Keep the Channel Open
Last April, a small group of long-time LifeArt Studio peeps concluded a four-month “radical accountability” group. It was, by all markers, a remarkable experience for all of us. Lots of gains; lots of insights; lots of shifts in perspective happened over our time together. As we’ve said over and over, we always work more efficiently, productively, and happily when we are checking in regularly with supportive colleagues who can encourage, advise, and straighten us out when we get derailed in our process. The movement toward high goals in this group was quite impressive over our time of working closely together. Art was created. Relationships were formed. New jobs were acquired. New practices were implemented. And quite a few burdens were released. I was humbled by the diligence and dedication of these powerful women.
So a few weeks ago, I gathered this group here at the Studio, just to see if the gains had “stuck.” When we’re striving toward new accomplishments, or toward changes in our personal habits or belief systems, it’s important to make sure that the gains remain integrated within us, and not just temporary during the period of intense support.

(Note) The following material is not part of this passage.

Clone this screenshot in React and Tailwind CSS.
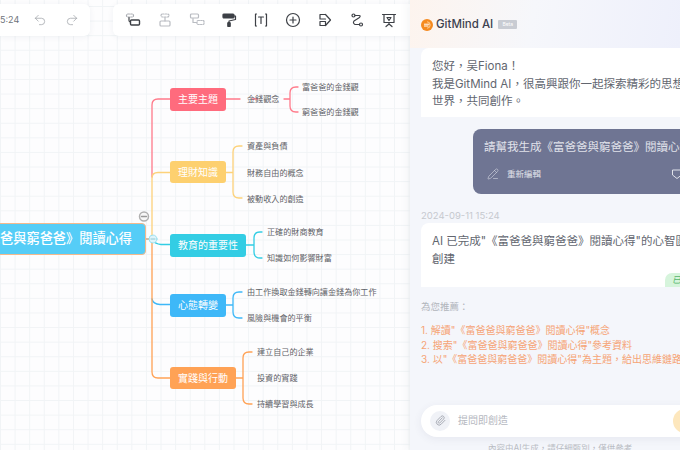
import { Paperclip, PencilLine, Undo2, Redo2 } from 'lucide-react';

const FONT = "font-['Inter','Noto_Sans_CJK_TC',sans-serif]";

const TOPICS = [
  { label: '主要主題', cls: 'left-[170px] top-[88px] w-[56px] h-[23px] bg-[#ff6b7d]' },
  { label: '理財知識', cls: 'left-[170px] top-[161px] w-[56px] h-[22px] bg-[#fdd06f]' },
  { label: '教育的重要性', cls: 'left-[170px] top-[234px] w-[76px] h-[23px] bg-[#33cde4]' },
  { label: '心態轉變', cls: 'left-[170px] top-[294px] w-[56px] h-[23px] bg-[#3eb8f8]' },
  { label: '實踐與行動', cls: 'left-[170px] top-[367px] w-[66px] h-[22px] bg-[#ffa255]' },
];

const LEAVES = [
  { label: '金錢觀念', cls: 'left-[247px] top-[93px]' },
  { label: '富爸爸的金錢觀', cls: 'left-[302px] top-[81px]' },
  { label: '窮爸爸的金錢觀', cls: 'left-[302px] top-[106px]' },
  { label: '資產與負債', cls: 'left-[247px] top-[140px]' },
  { label: '財務自由的概念', cls: 'left-[247px] top-[167px]' },
  { label: '被動收入的創造', cls: 'left-[247px] top-[193px]' },
  { label: '正確的財商教育', cls: 'left-[267px] top-[226px]' },
  { label: '知識如何影響財富', cls: 'left-[267px] top-[252px]' },
  { label: '由工作換取金錢轉向讓金錢為你工作', cls: 'left-[247px] top-[286px]' },
  { label: '風險與機會的平衡', cls: 'left-[247px] top-[312px]' },
  { label: '建立自己的企業', cls: 'left-[257px] top-[346px]' },
  { label: '投資的實踐', cls: 'left-[257px] top-[372px]' },
  { label: '持續學習與成長', cls: 'left-[257px] top-[398px]' },
];

function Connectors() {
  return (
    <svg className="absolute left-0 top-0" width="410" height="450" fill="none" strokeWidth="1.3" strokeLinecap="round">
      <path d="M146 239H152" stroke="#c9a78c" strokeWidth="1.6" />
      <path d="M152 177V105Q152 99 158 99H170M226 99H240M252 99H258" stroke="#ff7a8a" />
      <path d="M284 99H290M298 87H296Q290 87 290 93V106Q290 112 296 112H298" stroke="#ff7a8a" />
      <path d="M152 240V178Q152 172.500 158 172.500H170" stroke="#fdd27a" />
      <path d="M226 172.500H233M242 146H239Q233 146 233 152V192Q233 198 239 198H242" stroke="#fdd27a" />
      <path d="M153 240Q155 244 161 244.500H170" stroke="#33cde4" />
      <path d="M246 245H254M262 232H260Q254 232 254 238V252Q254 258 260 258H262" stroke="#33cde4" />
      <path d="M152 299Q153 304 160 304.500H170" stroke="#3eb8f8" />
      <path d="M226 305H233M242 292H239Q233 292 233 298V312Q233 318 239 318H242" stroke="#3eb8f8" />
      <path d="M152 241V372Q152 378 158 378H170" stroke="#ffa255" />
      <path d="M236 378H243M252 352H249Q243 352 243 358V398Q243 404 249 404H252" stroke="#ffa255" />
      <circle cx="153" cy="239" r="4" fill="#dff5fb" stroke="#8fdcec" strokeWidth="0.8" />
      <path d="M151 239H155" stroke="#7bbccc" strokeWidth="0.8" />
      <circle cx="144" cy="216.500" r="4.500" fill="#f7f7f7" stroke="#b0b0b0" strokeWidth="1.500" />
      <path d="M141.500 216.500H146.500" stroke="#999" />
    </svg>
  );
}

function ToolIcon({ children, dim }) {
  return (
    <svg width="16" height="16" viewBox="0 0 16 16" fill="none" stroke={dim ? '#b9bcc2' : '#3d4046'} strokeWidth="1.2" strokeLinecap="round" strokeLinejoin="round">
      {children}
    </svg>
  );
}

function Toolbar() {
  return (
    <div className="relative flex gap-[23px] pt-[4px]">
      <div className="flex h-[32px] w-[90px] items-center rounded-r-[6px] bg-white shadow-[0_1px_6px_rgba(40,50,80,0.06)]">
        <span className="text-[9px] text-[#70747b]">5:24</span>
        <Undo2 size={14} strokeWidth={1.2} color="#9a9da3" className="ml-[14px]" />
        <Redo2 size={14} strokeWidth={1.2} color="#9a9da3" className="ml-[18px]" />
      </div>
      <div className="flex h-[32px] w-[297px] items-center gap-[16px] rounded-l-[6px] bg-white pl-[12px] shadow-[0_1px_6px_rgba(40,50,80,0.06)]">
        <ToolIcon>
          <rect x="1.500" y="2" width="7" height="3" rx="1.500" stroke="#a9acb2" strokeDasharray="1.500 1.200" />
          <path d="M4 5.500V8.500Q4 10 5.500 10" />
          <rect x="5.500" y="8" width="9" height="5" rx="1" strokeWidth="1.400" />
        </ToolIcon>
        <ToolIcon dim>
          <rect x="4" y="2" width="8" height="3" rx="1.500" strokeDasharray="1.500 1.200" />
          <path d="M8 5.500V9" />
          <rect x="3" y="9" width="10" height="5" rx="1" />
        </ToolIcon>
        <ToolIcon dim>
          <rect x="1.500" y="2" width="8" height="4" rx="1" />
          <path d="M4 6.500V10.500H7.500" />
          <rect x="8" y="8.500" width="7" height="4" rx="1" strokeDasharray="1.500 1.200" />
        </ToolIcon>
        <ToolIcon>
          <rect x="2" y="2" width="11" height="4" rx="1" fill="#3d4046" />
          <path d="M13 4H14.500V7.500L8 9V11" />
          <rect x="6.800" y="10.500" width="2.400" height="4" rx="0.600" fill="#3d4046" />
        </ToolIcon>
        <ToolIcon>
          <path d="M3.500 2H2.500V14H3.500M12.500 2H13.500V14H12.500M5.500 5H10.500M8 5V11.500" />
        </ToolIcon>
        <ToolIcon>
          <circle cx="8" cy="8" r="6.500" />
          <path d="M5 8H11M8 5V11" />
        </ToolIcon>
        <ToolIcon>
          <path d="M8.500 2.500H3V7H8.500" />
          <path d="M3 9.500V13.500H8.500V9.500H3" />
          <path d="M8.500 2.500L13.500 8L8.500 13.500" />
        </ToolIcon>
        <ToolIcon>
          <circle cx="4.500" cy="3.500" r="1.500" />
          <circle cx="12" cy="12.500" r="1.500" />
          <path d="M6 3.500H10Q12 3.500 10.500 5.500L5 9Q3.500 11 6 12.500H10.500" />
        </ToolIcon>
        <ToolIcon>
          <path d="M1.500 2.500H14.500M3 2.500V10.500H13V2.500M8 10.500V12M5 14.500L8 12L11 14.500M6 5.500H10L8 8.500Z" />
        </ToolIcon>
      </div>
    </div>
  );
}

function MindMap() {
  return (
    <div className="relative h-full w-[410px] shrink-0 overflow-hidden bg-[#fdfdfe] bg-[linear-gradient(#f1f4f6_1px,transparent_1px),linear-gradient(90deg,#f1f4f6_1px,transparent_1px)] bg-[size:14.600px_14.600px] bg-[position:0px_6px]">
      <Connectors />
      <div className="absolute left-[-60px] top-[223px] flex h-[32px] w-[206px] items-center justify-end rounded-[4px] border-[1.500px] border-[#f4b98c] bg-[#55cdf7] pr-[13px] text-[13.200px] font-medium text-white">
        <span className="whitespace-nowrap">《富爸爸與窮爸爸》閱讀心得</span>
      </div>
      {TOPICS.map((t) => (
        <div key={t.label} className={`absolute flex items-center justify-center rounded-[3px] text-[10px] text-white ${t.cls}`}>
          {t.label}
        </div>
      ))}
      {LEAVES.map((l) => (
        <div key={l.label} className={`absolute whitespace-nowrap text-[8.100px] leading-[12px] text-[#5f6267] ${l.cls}`}>
          {l.label}
        </div>
      ))}
      <Toolbar />
    </div>
  );
}

function ChatPanel() {
  return (
    <div className="relative h-full flex-1 overflow-hidden bg-[#f4f6fb] shadow-[-3px_0_8px_rgba(60,70,100,0.05)]">
      <div className="h-[48px] bg-[linear-gradient(100deg,#fdf4ee_0%,#f6f7fb_45%,#eef0fb_100%)] pl-[11px] pt-[16px]">
        <div className="flex items-center">
          <svg width="12" height="12" viewBox="0 0 12 12" fill="none">
            <circle cx="6" cy="6" r="6" fill="#f58a1f" />
            <path d="M3 5.200H8.500M3 7H7.500" stroke="#fff" strokeWidth="1" />
            <path d="M6 2.800A3.200 3.200 0 1 1 6 9.200" stroke="#ffd9a8" strokeWidth="0.800" />
          </svg>
          <span className="ml-[3px] text-[11.500px] font-medium text-[#3d4250]">GitMind AI</span>
          <span className="ml-[5px] flex h-[9px] w-[19px] items-center justify-center rounded-[1px] bg-[#c9ccd3] text-[5px] text-white">Beta</span>
        </div>
      </div>

      <div className="ml-[11px] h-[69px] w-[290px] rounded-t-[8px] bg-white pl-[11px] pt-[10px] text-[11.500px] leading-[17.500px] text-[#62666f]">
        <p className="whitespace-nowrap">您好，吴Fiona！</p>
        <p className="whitespace-nowrap">我是GitMind AI，很高興跟你一起探索精彩的思想</p>
        <p className="whitespace-nowrap">世界，共同創作。</p>
      </div>

      <div className="ml-[63px] mt-[12px] h-[65px] w-[240px] rounded-[8px] bg-[#6f7593] pl-[11px] pt-[9px] text-[#e0e2ea]">
        <p className="whitespace-nowrap text-[11.500px] leading-[18px]">請幫我生成《富爸爸與窮爸爸》閱讀心得</p>
        <div className="mt-[12px] flex items-center">
          <PencilLine size={12} strokeWidth={1.1} className="ml-[3px]" />
          <span className="ml-[8px] text-[8.500px] leading-[12px]">重新編輯</span>
          <svg className="ml-[130px]" width="12" height="12" viewBox="0 0 12 12" fill="none" stroke="#e0e2ea" strokeWidth="1">
            <path d="M1.500 2H10.500V7L6 10.500L1.500 7Z" />
          </svg>
        </div>
      </div>

      <p className="ml-[11px] mt-[15px] text-[9.500px] leading-[14px] text-[#c6c9cf]">2024-09-11 15:24</p>

      <div className="relative ml-[11px] h-[64px] w-[290px] rounded-t-[8px] bg-white pl-[11px] pt-[10px] text-[11.500px] leading-[17.500px] text-[#62666f]">
        <p className="whitespace-nowrap">AI 已完成"《富爸爸與窮爸爸》閱讀心得"的心智圖</p>
        <p>創建</p>
        <div className="absolute bottom-0 left-[244px] flex h-[14px] w-[46px] items-center rounded-tl-[7px] bg-[#d6f4dc] pl-[7px] text-[9px] italic text-[#55b56c]">
          已
        </div>
      </div>

      <p className="ml-[11px] mt-[13px] text-[9.500px] leading-[14px] text-[#b1b5bc]">為您推薦：</p>

      <div className="ml-[11px] mt-[9px] whitespace-nowrap text-[10px] leading-[14.600px] text-[#f6a476]">
        <p>1. 解讀"《富爸爸與窮爸爸》閱讀心得"概念</p>
        <p>2. 搜索"《富爸爸與窮爸爸》閱讀心得"參考資料</p>
        <p>3. 以"《富爸爸與窮爸爸》閱讀心得"為主題，給出思維鏈路</p>
      </div>

      <div className="ml-[11px] mt-[38px] flex h-[32px] w-[290px] items-center rounded-full bg-white pl-[9px] shadow-[0_2px_8px_rgba(60,70,100,0.08)]">
        <div className="flex h-[20px] w-[20px] items-center justify-center rounded-full bg-[#f0f2f7]">
          <Paperclip size={11} strokeWidth={1.8} color="#9a9ea8" />
        </div>
        <span className="ml-[8px] text-[10px] text-[#b6b9c1]">提問即創造</span>
        <div className="ml-[165px] h-[24px] w-[24px] rounded-full bg-[#fde7bd]" />
      </div>

      <p className="ml-[78px] mt-[5px] whitespace-nowrap text-[8.500px] leading-[12px] text-[#b9bcc3]">內容由AI生成，請仔細甄別，僅供參考</p>
    </div>
  );
}

export default function App() {
  return (
    <div lang="zh-TW" className={`flex h-[450px] w-[680px] overflow-hidden ${FONT}`}>
      <MindMap />
      <ChatPanel />
    </div>
  );
}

Thinking that members of the group might have flagged in their commitment to their goals (as I had!), I sent them all this inspiring quotation from choreographer Martha Graham. Graham was responding to fellow choreographer Agnes de Mille who was sharing her anxiety over what she feared was a theatrical failure. She told Graham, “I have a burning desire to be excellent, but no faith that I can be.”
(Just a note before I go on: if the great Agnes de Mille can have doubts about her capability, then no wonder the rest of us do, also. Right??)
So here is what the very wise Martha Graham said to de Mille:
“There is a vitality, a life force, an energy, a quickening that is translated through you into action, and because there is only one of you in all of time, this expression is unique. And if you block it, it will never exist through any other medium and it will be lost. The world will not have it. It is not your business to determine how good it is nor how valuable nor how it compares with other expressions. It is your business to keep it yours clearly and directly, to keep the channel open.”
Ohmygod, this is so good I can hardly stand it! Let me say the words again: It is your business to keep the channel open! Keep the creative juices flowing. Keep the dedication high. And keep the radical sense of potential alive in your heart. This is your work, now and always. I have printed Graham's paragraph numerous times and stuck it all over my house. I can’t hear these words often enough! And of course, I wanted my clients to hear them, too.
So on a rainy Tuesday night, holding the idea of keeping the channel open in our minds, we addressed a series of questions to make sure we could stay on target through the rest of the summer. I offer them to those of you who may also need a mid-summer examination of those goals and intentions you set for your summer.
In what ways are you still working on your 2018 “project for growth”?
(Be appreciative of the ways, however small, that you are still moving forward with the project.)
How have you effectively and wisely re-shaped or re-directed the project?
(Remember what the Stoics told us: in some cases, the task that keeps you from doing your work IS your work!)
If you have dropped the project, what were the circumstances that led to that decision?
fear. . .an event. . .a non-supportive habit. . .inertia. . .lack of inspiration,
collaboration, or motivation. . . false beliefs. . . need of instruction. . .
need of a cohort
The questions to ask:
• How have you generously and compassionately considered these circumstances?
• How have you hated, or maligned, or blamed, or groused about those circumstances? (Note: all of these behaviors “close the channel”!)
• And finally, do you believe that you are being given circumstances that are not helpful to you? (Trick question! You know that EVERY circumstance that is in front of you is uniquely designed for your benefit. The work is about finding that benefit.)
Learning to be brutally honest about what is derailing us from a project is actually a very important gain that comes from undertaking the project in the first place. This is part of the “self-study” creatives must constantly practice in order to stay the course of a long and challenging growth project. As the questions above imply, you don’t want to beat up on yourself when you appear to run off course. You want to take the opportunity to examine what is keeping you from moving forward. The thing that is keeping you from moving forward is the issue that is trying to get your attention. Go ahead, give it some attention.
Here is an antidote to a seeming miss-step on our path: Identify the small ways you have stayed on course: and for these be grateful. And even better, write these gratitudes in your TIA Journal.
Don’t have a TIA Journal? Come see me immediately! It will help.
What is your Practice? That is, what is the spiritual technology that “keeps your channel open.”
So Martha Graham admonished her friend to keep the channel open so her spirit could experience the creative impulse that is ready to move through her. Sounds good, you might be thinking, but just how does one “keep the channel open”?
Answer: It’s through a daily Practice of quieting the mind, opening the heart, releasing judgments and attachments, and dropping resistance to what is. We call these practices spiritual technologies. It may be meditation, or prayer, or journaling, or breath work, or just sitting quietly and listening to the voice of God. It’s always there, but hard to hear if you’re running full speed all the time.
So take a break. See what happens. I’m quite sure the channel will open.